In this paper, we designed an efficient fusion-based algorithm to enhance the compression performance of VVC intra prediction. First, we presented a fusion-based adaptive template matching method to better predict areas with similar texture. The error between the reference template and candidate template was used to make the prediction results more precise. Second, we presented a fusion-based linear prediction method to fully utilize the correlation between the reference samples and the pixels to be predicted. This method also compensated for the shortcomings of the single linear prediction. Experiments verified the effectiveness of our proposed algorithm. Compared with VTM 9.1, the bitrate savings for components Y, Cb, and Cr achieved 0.89, 0.84, and 0.90% on average, respectively.

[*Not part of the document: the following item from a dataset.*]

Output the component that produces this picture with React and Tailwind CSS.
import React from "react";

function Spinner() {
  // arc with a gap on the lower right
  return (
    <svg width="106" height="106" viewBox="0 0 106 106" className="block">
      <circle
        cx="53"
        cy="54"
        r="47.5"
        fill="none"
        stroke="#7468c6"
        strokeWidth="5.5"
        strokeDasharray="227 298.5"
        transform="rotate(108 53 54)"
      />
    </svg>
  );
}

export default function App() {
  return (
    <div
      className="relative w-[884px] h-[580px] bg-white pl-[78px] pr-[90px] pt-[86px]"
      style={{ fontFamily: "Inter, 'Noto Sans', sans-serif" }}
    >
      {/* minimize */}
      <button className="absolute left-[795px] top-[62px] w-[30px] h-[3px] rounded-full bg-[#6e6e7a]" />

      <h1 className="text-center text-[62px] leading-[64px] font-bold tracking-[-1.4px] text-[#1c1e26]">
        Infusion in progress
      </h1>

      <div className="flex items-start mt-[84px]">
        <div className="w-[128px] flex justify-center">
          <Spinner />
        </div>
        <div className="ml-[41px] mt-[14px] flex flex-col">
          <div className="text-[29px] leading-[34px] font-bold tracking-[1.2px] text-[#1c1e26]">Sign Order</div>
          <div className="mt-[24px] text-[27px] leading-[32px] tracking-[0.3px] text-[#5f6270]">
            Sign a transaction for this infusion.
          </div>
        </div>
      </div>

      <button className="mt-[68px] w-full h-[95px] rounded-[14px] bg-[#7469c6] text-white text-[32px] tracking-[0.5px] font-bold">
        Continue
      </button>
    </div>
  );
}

The maximum bitrate savings were up to 2.69%, 2.81%, and 2.81% for Y, Cb, and Cr, respectively. In addition, the comparison with other works and using probability further verified that our proposed algorithm improved the intra prediction performance. For some classes, the bitrate saving was not that notable. This is mainly because the VVC itself has adopted many new techniques to optimize the performance of intra prediction, which makes it difficult to improve the performance. In the future, we will try to further improve the performance of intra prediction.